Financial market infrastructures (FMIs) in Switzerland include stock exchanges and other trading venues, central counterparties (CCPs), central securities depositories (CSDs), trade repositories and payment systems. FMIs require authorisation from FINMA before they can commence operations. Stock exchanges and trading venues must establish their own independent regulatory and monitoring organisations appropriate to their activities under FINMA supervision. CCPs shall require deposits of collateral in the form of initial margins, variation margins and default fund contributions from all trading participants to enable them to settle transactions in an orderly way. Furthermore, CCPs must have adequate capital and diversify their risk appropriately, and must separate their own assets, receivables and liabilities from the collateral, receivables and liabilities of its participants. CSDs must ensure the proper and lawful custody, recording and transfer of securities, and that the number of securities deposited with them equals the number of securities credited to their clients.

Outlook and conclusions

With the entry into effect of the FinSA and FinSO as of 1 January 2020, a comprehensive and modern prospectus regime was introduced in Switzerland. On the basis of well-established Swiss market practice and largely in line with the EU equivalence standards, this regime will ensure that Switzerland's capital market environment remains efficient and attractive, and will enhance transparency for investors and preserve access to the European financial markets.
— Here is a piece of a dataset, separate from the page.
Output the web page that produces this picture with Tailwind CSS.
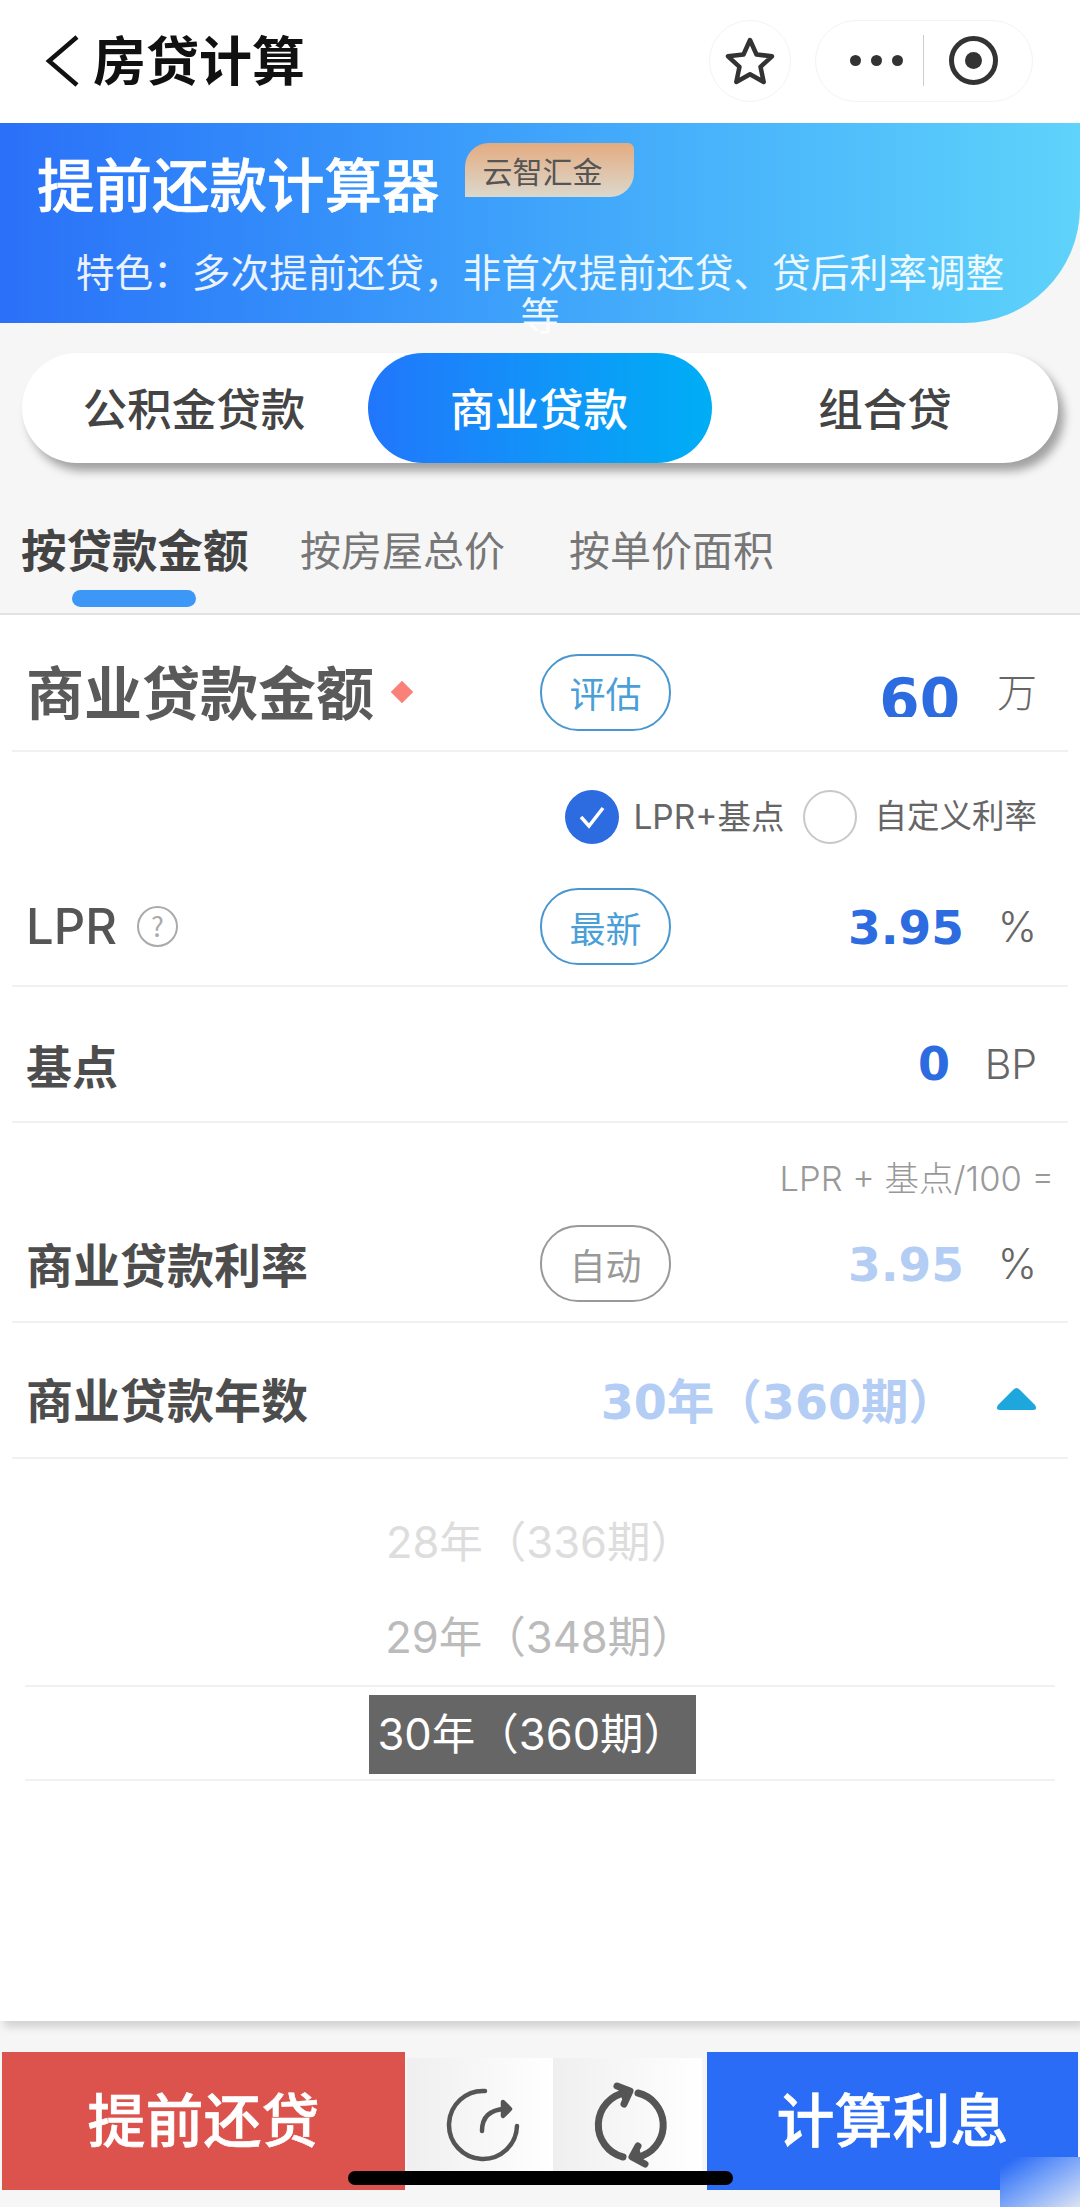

1 François M Bianchi, Daniel Bono and Till Spillmann are partners and Andrea Giger is a senior associate at Niederer Kraft Frey Ltd.

2 Markets in Financial Instruments (MiFIR) – Regulation (EU) No. 600/2014 of the European Parliament and of the Council of 15 May 2014 on markets in financial instruments and amending Regulation (EU) No. 648/2012.

3 Article 1, Paragraph 2 of the FinIA.

4 Article 120, Paragraphs 2 and 4 of the CISA.